Work to be completed
Return all lines from the listing below in which the string "styles" occurs.

Front-end source files:
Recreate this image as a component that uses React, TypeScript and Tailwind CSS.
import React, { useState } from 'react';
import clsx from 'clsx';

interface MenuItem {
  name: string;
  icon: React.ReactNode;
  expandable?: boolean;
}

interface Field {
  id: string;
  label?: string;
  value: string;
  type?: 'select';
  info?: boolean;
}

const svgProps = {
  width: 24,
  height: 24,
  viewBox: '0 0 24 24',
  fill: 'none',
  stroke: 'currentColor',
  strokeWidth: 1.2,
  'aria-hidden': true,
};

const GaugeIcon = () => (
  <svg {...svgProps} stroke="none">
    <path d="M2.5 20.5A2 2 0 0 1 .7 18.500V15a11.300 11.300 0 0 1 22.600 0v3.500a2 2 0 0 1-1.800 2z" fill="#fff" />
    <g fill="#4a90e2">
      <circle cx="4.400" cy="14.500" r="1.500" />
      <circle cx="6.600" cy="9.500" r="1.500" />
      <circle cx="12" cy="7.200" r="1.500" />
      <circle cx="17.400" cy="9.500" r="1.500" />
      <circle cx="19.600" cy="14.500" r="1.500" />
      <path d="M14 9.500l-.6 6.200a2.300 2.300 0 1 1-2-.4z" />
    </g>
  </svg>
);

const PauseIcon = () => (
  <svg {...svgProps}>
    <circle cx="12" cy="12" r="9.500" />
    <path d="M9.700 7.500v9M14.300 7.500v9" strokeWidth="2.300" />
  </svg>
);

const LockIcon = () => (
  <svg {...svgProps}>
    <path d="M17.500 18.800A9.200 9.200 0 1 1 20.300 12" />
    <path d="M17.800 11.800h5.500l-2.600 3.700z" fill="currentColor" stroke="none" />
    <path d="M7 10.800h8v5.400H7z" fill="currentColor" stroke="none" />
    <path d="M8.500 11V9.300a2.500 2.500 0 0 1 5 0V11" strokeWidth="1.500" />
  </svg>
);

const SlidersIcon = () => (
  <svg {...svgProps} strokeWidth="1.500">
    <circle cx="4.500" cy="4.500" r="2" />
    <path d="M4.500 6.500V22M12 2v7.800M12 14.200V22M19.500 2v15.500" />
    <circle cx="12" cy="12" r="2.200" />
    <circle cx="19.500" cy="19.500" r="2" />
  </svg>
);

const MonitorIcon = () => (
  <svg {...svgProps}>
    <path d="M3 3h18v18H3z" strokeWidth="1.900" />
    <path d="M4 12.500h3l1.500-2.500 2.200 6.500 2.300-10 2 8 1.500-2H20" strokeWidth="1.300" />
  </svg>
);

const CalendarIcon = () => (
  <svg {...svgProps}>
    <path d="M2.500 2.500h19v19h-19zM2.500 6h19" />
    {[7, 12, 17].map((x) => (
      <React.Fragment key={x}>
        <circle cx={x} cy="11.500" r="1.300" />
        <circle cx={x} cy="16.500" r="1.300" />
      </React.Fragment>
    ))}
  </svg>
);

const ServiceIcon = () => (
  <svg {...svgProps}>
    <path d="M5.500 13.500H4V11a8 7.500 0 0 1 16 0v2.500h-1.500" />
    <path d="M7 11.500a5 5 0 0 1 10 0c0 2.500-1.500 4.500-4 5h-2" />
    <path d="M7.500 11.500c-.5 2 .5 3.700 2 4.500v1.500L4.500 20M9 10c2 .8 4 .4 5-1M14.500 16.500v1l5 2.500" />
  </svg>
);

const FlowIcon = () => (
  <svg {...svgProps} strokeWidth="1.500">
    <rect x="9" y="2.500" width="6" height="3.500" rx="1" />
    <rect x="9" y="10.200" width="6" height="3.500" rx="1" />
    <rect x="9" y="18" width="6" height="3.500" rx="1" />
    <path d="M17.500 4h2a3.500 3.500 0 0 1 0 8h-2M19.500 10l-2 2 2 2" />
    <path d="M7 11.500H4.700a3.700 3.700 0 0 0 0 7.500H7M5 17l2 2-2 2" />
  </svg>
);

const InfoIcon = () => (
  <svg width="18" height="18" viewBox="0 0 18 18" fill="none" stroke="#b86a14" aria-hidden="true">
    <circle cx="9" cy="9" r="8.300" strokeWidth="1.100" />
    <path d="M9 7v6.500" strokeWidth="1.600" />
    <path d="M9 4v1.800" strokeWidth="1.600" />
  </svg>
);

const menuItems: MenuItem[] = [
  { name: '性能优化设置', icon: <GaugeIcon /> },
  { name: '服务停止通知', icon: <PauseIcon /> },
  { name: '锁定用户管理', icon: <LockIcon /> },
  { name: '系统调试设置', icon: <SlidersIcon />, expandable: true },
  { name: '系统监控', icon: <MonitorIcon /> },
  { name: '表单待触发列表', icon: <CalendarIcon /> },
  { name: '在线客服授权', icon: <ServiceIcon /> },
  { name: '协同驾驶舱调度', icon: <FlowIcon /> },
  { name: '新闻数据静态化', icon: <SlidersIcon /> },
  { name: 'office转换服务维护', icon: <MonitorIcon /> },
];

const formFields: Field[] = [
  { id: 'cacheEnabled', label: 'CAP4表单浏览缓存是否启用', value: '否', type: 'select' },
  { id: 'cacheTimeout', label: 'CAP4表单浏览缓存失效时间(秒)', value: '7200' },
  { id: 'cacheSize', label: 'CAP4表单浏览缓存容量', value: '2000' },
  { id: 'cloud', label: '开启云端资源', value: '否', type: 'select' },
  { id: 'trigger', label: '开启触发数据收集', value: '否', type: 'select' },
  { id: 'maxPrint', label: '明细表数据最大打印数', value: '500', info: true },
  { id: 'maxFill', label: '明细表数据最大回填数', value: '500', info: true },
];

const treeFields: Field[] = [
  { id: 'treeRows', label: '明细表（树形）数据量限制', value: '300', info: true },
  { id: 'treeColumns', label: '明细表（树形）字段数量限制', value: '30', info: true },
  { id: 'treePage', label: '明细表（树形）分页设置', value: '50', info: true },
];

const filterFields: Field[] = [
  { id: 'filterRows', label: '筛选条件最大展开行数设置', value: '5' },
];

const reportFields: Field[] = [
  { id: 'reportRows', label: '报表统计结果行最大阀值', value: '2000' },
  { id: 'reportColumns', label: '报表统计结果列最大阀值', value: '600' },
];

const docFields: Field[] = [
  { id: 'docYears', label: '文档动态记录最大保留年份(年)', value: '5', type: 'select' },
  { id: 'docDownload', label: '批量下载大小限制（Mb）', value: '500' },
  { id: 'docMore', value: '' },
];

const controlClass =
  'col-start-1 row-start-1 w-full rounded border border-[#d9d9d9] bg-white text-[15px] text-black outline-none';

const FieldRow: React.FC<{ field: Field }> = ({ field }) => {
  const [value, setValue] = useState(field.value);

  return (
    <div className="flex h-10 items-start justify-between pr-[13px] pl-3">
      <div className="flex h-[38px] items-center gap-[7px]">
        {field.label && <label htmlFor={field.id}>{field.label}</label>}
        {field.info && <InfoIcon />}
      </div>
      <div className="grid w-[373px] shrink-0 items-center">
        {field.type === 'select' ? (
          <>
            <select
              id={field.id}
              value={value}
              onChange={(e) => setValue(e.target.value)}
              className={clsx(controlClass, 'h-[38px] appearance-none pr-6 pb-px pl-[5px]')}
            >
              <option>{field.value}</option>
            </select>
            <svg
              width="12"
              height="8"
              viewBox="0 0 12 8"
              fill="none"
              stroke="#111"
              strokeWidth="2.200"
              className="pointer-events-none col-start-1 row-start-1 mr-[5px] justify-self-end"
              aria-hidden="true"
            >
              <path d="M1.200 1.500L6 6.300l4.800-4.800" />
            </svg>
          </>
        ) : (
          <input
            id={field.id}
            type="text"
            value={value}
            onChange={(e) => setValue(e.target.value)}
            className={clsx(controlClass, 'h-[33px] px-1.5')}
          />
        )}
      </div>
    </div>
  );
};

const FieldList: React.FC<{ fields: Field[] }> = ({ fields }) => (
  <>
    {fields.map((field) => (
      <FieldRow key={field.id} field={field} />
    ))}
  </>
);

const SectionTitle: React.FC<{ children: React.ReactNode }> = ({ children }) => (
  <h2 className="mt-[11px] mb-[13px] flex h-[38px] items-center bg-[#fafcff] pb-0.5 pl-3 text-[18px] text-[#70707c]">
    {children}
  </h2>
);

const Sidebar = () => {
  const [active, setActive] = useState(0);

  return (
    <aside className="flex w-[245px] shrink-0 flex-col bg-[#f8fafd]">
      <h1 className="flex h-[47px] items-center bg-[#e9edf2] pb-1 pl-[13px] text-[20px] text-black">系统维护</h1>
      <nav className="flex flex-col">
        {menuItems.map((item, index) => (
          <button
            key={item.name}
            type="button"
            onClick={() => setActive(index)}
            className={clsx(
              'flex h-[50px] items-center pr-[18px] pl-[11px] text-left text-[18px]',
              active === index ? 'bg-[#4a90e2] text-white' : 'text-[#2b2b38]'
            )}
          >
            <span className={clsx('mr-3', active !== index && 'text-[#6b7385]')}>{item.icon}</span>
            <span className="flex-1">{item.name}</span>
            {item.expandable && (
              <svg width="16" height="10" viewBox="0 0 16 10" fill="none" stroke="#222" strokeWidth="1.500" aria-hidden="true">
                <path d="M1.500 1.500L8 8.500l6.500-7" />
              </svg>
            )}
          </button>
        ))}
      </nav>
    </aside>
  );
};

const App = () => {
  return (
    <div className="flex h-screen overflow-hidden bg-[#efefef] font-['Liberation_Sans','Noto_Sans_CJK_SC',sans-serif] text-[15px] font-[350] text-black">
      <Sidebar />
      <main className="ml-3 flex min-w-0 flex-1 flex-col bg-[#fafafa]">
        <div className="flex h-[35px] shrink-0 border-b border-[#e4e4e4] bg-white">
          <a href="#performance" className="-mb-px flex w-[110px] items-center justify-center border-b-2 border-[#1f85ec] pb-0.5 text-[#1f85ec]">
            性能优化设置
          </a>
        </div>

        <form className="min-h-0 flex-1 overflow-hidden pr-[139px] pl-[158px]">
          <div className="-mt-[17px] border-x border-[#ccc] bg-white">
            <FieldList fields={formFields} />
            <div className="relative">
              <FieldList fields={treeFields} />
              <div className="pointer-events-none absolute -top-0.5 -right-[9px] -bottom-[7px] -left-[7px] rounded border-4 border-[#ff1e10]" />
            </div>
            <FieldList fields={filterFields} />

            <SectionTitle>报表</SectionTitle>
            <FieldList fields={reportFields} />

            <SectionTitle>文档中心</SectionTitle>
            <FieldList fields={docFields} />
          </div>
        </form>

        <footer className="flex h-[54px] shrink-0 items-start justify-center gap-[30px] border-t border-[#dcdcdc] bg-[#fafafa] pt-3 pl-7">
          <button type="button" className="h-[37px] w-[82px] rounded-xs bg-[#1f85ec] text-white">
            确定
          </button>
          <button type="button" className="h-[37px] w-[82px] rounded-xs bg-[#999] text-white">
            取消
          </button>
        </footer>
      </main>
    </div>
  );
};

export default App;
--
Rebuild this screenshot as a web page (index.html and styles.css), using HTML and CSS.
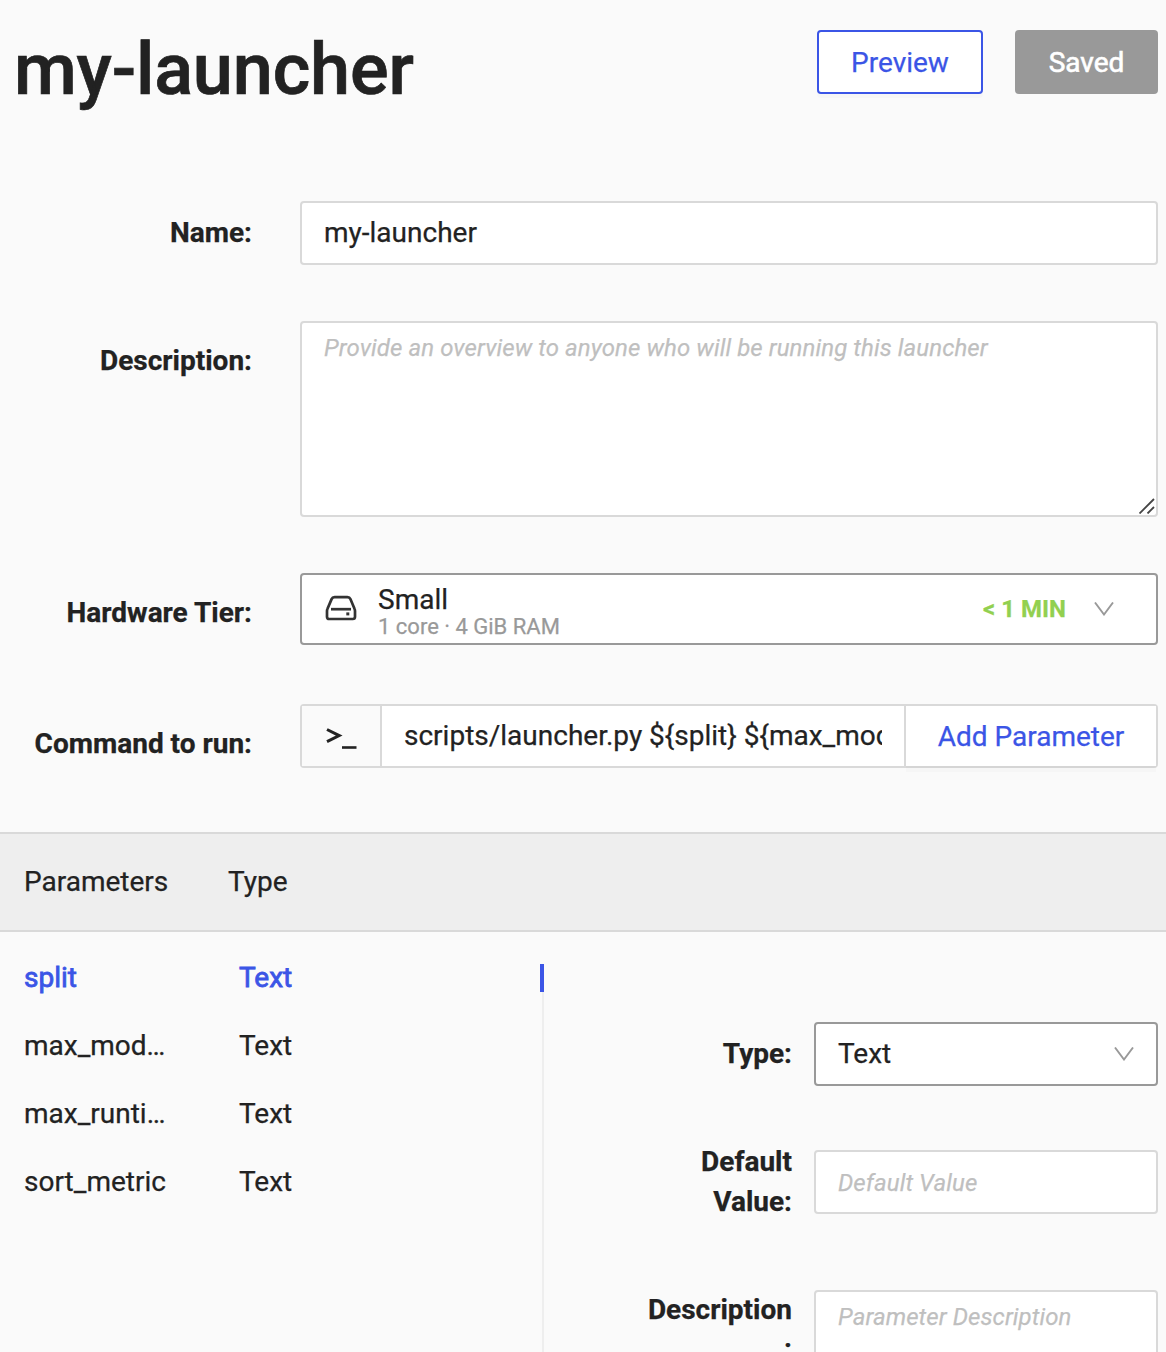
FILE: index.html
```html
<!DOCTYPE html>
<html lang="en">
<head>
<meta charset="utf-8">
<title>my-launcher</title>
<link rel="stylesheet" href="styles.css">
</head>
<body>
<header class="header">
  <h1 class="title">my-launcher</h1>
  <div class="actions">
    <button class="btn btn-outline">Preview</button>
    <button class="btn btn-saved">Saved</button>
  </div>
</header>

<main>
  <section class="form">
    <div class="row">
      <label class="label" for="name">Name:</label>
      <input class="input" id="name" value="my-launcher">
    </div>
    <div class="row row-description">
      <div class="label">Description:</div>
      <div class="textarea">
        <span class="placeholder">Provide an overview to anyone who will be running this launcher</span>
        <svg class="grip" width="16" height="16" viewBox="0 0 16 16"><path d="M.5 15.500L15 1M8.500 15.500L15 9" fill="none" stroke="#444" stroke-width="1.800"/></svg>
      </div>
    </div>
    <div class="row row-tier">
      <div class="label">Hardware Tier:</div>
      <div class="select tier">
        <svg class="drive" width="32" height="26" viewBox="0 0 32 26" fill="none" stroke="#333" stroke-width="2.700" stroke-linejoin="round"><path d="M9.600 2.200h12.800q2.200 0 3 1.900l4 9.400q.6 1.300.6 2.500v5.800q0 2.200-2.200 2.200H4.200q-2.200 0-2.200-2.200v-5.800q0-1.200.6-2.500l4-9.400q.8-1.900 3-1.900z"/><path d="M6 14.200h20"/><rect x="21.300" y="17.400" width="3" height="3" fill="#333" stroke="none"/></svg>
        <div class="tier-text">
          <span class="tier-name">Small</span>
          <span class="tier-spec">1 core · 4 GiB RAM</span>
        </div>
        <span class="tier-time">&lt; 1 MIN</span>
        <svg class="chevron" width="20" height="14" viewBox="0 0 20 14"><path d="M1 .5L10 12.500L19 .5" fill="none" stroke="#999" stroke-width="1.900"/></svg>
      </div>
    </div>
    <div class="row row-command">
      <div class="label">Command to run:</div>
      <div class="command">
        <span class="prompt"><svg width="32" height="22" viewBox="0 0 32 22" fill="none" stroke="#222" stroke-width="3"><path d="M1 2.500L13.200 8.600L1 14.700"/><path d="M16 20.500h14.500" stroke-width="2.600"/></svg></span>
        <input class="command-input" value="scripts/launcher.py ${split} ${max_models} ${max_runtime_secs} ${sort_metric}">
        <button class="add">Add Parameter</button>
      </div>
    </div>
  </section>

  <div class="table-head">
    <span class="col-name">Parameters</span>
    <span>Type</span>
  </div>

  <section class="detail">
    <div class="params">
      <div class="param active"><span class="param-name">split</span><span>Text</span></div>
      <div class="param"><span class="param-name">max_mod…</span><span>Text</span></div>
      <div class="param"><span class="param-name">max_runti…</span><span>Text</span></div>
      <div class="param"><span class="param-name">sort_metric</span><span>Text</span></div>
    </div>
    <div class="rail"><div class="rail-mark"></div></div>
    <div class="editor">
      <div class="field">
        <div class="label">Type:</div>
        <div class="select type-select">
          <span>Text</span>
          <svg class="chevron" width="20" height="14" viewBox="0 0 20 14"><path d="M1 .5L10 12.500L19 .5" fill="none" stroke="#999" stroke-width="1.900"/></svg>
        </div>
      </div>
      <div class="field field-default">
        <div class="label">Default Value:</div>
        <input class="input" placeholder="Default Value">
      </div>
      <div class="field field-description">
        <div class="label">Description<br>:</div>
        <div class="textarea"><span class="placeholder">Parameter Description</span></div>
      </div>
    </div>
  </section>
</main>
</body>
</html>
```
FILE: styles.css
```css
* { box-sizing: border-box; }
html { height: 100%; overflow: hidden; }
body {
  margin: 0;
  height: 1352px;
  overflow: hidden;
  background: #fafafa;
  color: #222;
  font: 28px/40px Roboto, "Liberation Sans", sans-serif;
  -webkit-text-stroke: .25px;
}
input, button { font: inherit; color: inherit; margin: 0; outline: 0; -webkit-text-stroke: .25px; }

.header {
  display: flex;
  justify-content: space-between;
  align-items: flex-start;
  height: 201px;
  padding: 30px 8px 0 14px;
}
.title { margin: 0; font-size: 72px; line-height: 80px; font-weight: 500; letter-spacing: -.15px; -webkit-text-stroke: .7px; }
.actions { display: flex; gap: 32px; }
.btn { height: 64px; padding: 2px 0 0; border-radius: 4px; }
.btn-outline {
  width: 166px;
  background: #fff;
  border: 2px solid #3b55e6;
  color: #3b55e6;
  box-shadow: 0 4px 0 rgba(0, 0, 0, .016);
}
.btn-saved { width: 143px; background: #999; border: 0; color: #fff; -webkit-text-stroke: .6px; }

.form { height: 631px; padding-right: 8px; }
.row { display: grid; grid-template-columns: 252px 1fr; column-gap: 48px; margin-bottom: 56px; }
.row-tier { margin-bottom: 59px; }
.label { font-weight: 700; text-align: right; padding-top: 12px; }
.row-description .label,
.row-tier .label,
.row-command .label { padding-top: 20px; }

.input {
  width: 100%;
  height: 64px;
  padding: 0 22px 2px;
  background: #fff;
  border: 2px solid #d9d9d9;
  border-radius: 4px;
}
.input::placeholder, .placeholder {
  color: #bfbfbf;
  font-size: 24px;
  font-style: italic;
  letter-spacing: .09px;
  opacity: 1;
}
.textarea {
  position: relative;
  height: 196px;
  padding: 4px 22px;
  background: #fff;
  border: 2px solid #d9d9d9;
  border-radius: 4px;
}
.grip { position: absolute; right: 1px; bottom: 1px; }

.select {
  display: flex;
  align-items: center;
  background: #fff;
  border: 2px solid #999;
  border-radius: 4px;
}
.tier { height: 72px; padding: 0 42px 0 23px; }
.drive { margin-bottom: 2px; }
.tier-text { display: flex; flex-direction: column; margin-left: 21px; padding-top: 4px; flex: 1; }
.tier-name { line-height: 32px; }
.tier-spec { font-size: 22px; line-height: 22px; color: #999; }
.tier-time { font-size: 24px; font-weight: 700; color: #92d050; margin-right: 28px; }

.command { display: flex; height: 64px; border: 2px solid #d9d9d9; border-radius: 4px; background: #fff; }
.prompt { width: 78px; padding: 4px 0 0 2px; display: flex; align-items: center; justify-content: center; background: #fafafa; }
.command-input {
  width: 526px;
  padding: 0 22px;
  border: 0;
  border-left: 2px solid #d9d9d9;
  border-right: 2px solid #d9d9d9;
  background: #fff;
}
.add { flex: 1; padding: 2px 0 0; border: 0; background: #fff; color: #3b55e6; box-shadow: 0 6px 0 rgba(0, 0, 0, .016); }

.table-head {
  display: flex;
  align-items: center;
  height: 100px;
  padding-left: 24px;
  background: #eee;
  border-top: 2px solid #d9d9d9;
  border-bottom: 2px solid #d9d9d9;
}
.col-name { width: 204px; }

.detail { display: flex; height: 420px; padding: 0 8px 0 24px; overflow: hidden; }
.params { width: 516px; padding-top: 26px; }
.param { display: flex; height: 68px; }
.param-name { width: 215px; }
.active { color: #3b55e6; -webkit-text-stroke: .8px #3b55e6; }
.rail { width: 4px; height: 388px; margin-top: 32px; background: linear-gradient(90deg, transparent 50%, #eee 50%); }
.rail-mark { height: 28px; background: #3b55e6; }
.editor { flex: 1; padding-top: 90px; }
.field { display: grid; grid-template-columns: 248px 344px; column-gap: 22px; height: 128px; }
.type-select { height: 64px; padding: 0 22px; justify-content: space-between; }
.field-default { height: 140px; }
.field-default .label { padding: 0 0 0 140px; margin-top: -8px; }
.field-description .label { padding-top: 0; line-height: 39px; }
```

Task result
Rebuild this screenshot as a web page (index.html and styles.css), using HTML and CSS.
<link rel="stylesheet" href="styles.css">
FILE: styles.css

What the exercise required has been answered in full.